• **SUPPLIED INFORMATION**:
(begin)

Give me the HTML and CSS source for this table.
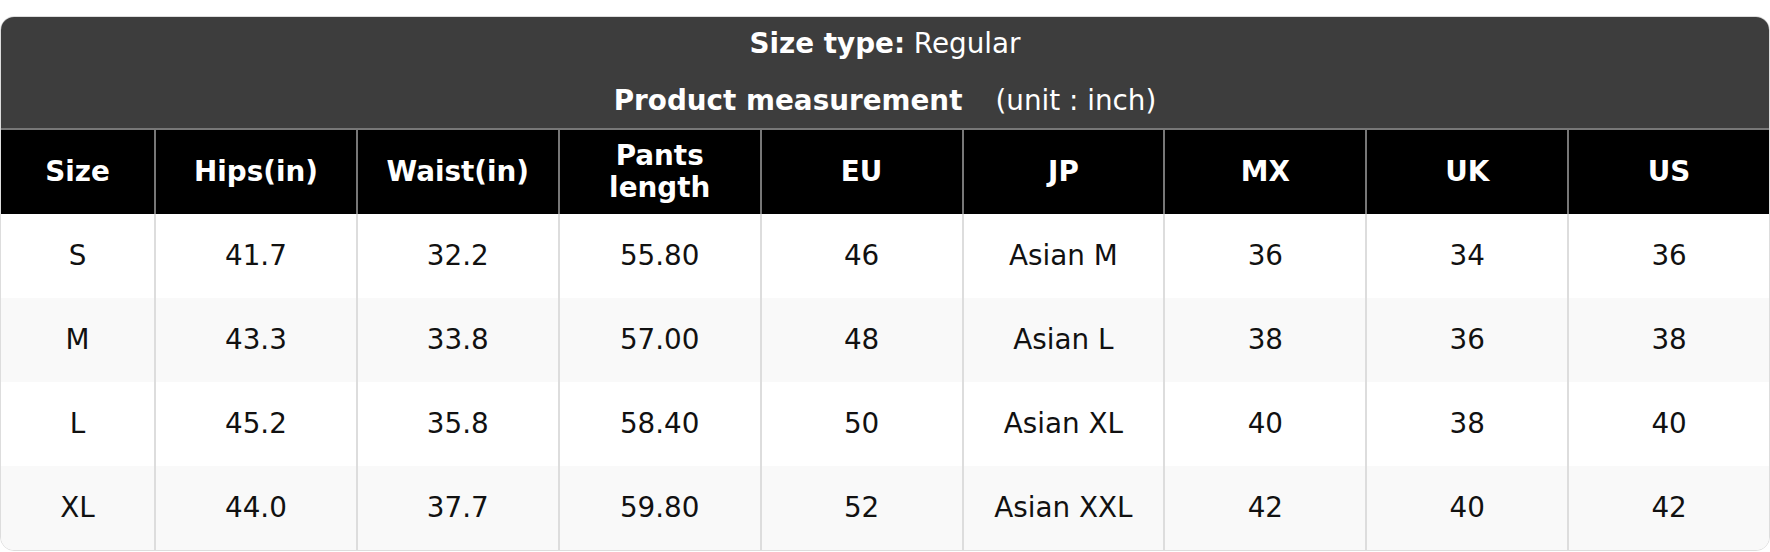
FILE: index.html
```html
<!DOCTYPE html>
<html lang="en">
<head>
<meta charset="utf-8">
<title>Size chart</title>
<link rel="stylesheet" href="styles.css">
</head>
<body>
<div class="page">
  <div class="chart">
    <div class="caption">
      <div class="caption-line"><b>Size type:</b> Regular</div>
      <div class="caption-line"><b>Product measurement</b><span class="unit">(unit : inch)</span></div>
    </div>
    <table class="sizes">
      <thead>
        <tr>
          <th class="first">Size</th>
          <th>Hips(in)</th>
          <th>Waist(in)</th>
          <th>Pants<br>length</th>
          <th>EU</th>
          <th>JP</th>
          <th>MX</th>
          <th>UK</th>
          <th>US</th>
        </tr>
      </thead>
      <tbody>
        <tr><td>S</td><td>41.7</td><td>32.2</td><td>55.80</td><td>46</td><td>Asian M</td><td>36</td><td>34</td><td>36</td></tr>
        <tr><td>M</td><td>43.3</td><td>33.8</td><td>57.00</td><td>48</td><td>Asian L</td><td>38</td><td>36</td><td>38</td></tr>
        <tr><td>L</td><td>45.2</td><td>35.8</td><td>58.40</td><td>50</td><td>Asian XL</td><td>40</td><td>38</td><td>40</td></tr>
        <tr><td>XL</td><td>44.0</td><td>37.7</td><td>59.80</td><td>52</td><td>Asian XXL</td><td>42</td><td>40</td><td>42</td></tr>
      </tbody>
    </table>
  </div>
</div>
</body>
</html>
```
FILE: styles.css
```css
html, body {
  margin: 0;
  padding: 0;
  background: #ffffff;
}

body {
  font-family: "DejaVu Sans", Verdana, sans-serif;
  color: #111111;
}

.page {
  padding-top: 16px;
}

.chart {
  border: 1px solid #dddddd;
  border-radius: 14px;
  overflow: hidden;
  background: #ffffff;
}

.caption {
  background: #3d3d3d;
  color: #ffffff;
  text-align: center;
  font-size: 27.8px;
  line-height: 32px;
  padding: 11px 0 11px;
}

.caption-line + .caption-line {
  margin-top: 25px;
}

.unit {
  margin-left: 33px;
}

.sizes {
  width: 100%;
  border-collapse: separate;
  border-spacing: 0;
  table-layout: fixed;
  font-size: 27.8px;
  line-height: 32px;
}

.sizes th {
  background: #000000;
  color: #ffffff;
  font-weight: bold;
  text-align: center;
  padding: 10px 4px;
  border-top: 2px solid #777777;
  border-left: 2px solid #777777;
}

.sizes th.first {
  width: 153px;
  box-sizing: border-box;
  border-left: none;
}

.sizes td {
  text-align: center;
  padding: 26px 4px;
  border-left: 2px solid #dddddd;
  color: #111111;
}

.sizes td:first-child {
  border-left: none;
}

.sizes tbody tr:nth-child(even) td {
  background: #f9f9f9;
}
```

(end)

• **YOUR INSTRUCTIONS**: Reproduce the whole listing exactly, but not the images in it.

• **FULL ANSWER**:
Give me the HTML and CSS source for this table.
FILE: index.html
```html
<!DOCTYPE html>
<html lang="en">
<head>
<meta charset="utf-8">
<title>Size chart</title>
<link rel="stylesheet" href="styles.css">
</head>
<body>
<div class="page">
  <div class="chart">
    <div class="caption">
      <div class="caption-line"><b>Size type:</b> Regular</div>
      <div class="caption-line"><b>Product measurement</b><span class="unit">(unit : inch)</span></div>
    </div>
    <table class="sizes">
      <thead>
        <tr>
          <th class="first">Size</th>
          <th>Hips(in)</th>
          <th>Waist(in)</th>
          <th>Pants<br>length</th>
          <th>EU</th>
          <th>JP</th>
          <th>MX</th>
          <th>UK</th>
          <th>US</th>
        </tr>
      </thead>
      <tbody>
        <tr><td>S</td><td>41.7</td><td>32.2</td><td>55.80</td><td>46</td><td>Asian M</td><td>36</td><td>34</td><td>36</td></tr>
        <tr><td>M</td><td>43.3</td><td>33.8</td><td>57.00</td><td>48</td><td>Asian L</td><td>38</td><td>36</td><td>38</td></tr>
        <tr><td>L</td><td>45.2</td><td>35.8</td><td>58.40</td><td>50</td><td>Asian XL</td><td>40</td><td>38</td><td>40</td></tr>
        <tr><td>XL</td><td>44.0</td><td>37.7</td><td>59.80</td><td>52</td><td>Asian XXL</td><td>42</td><td>40</td><td>42</td></tr>
      </tbody>
    </table>
  </div>
</div>
</body>
</html>
```
FILE: styles.css
```css
html, body {
  margin: 0;
  padding: 0;
  background: #ffffff;
}

body {
  font-family: "DejaVu Sans", Verdana, sans-serif;
  color: #111111;
}

.page {
  padding-top: 16px;
}

.chart {
  border: 1px solid #dddddd;
  border-radius: 14px;
  overflow: hidden;
  background: #ffffff;
}

.caption {
  background: #3d3d3d;
  color: #ffffff;
  text-align: center;
  font-size: 27.8px;
  line-height: 32px;
  padding: 11px 0 11px;
}

.caption-line + .caption-line {
  margin-top: 25px;
}

.unit {
  margin-left: 33px;
}

.sizes {
  width: 100%;
  border-collapse: separate;
  border-spacing: 0;
  table-layout: fixed;
  font-size: 27.8px;
  line-height: 32px;
}

.sizes th {
  background: #000000;
  color: #ffffff;
  font-weight: bold;
  text-align: center;
  padding: 10px 4px;
  border-top: 2px solid #777777;
  border-left: 2px solid #777777;
}

.sizes th.first {
  width: 153px;
  box-sizing: border-box;
  border-left: none;
}

.sizes td {
  text-align: center;
  padding: 26px 4px;
  border-left: 2px solid #dddddd;
  color: #111111;
}

.sizes td:first-child {
  border-left: none;
}

.sizes tbody tr:nth-child(even) td {
  background: #f9f9f9;
}
```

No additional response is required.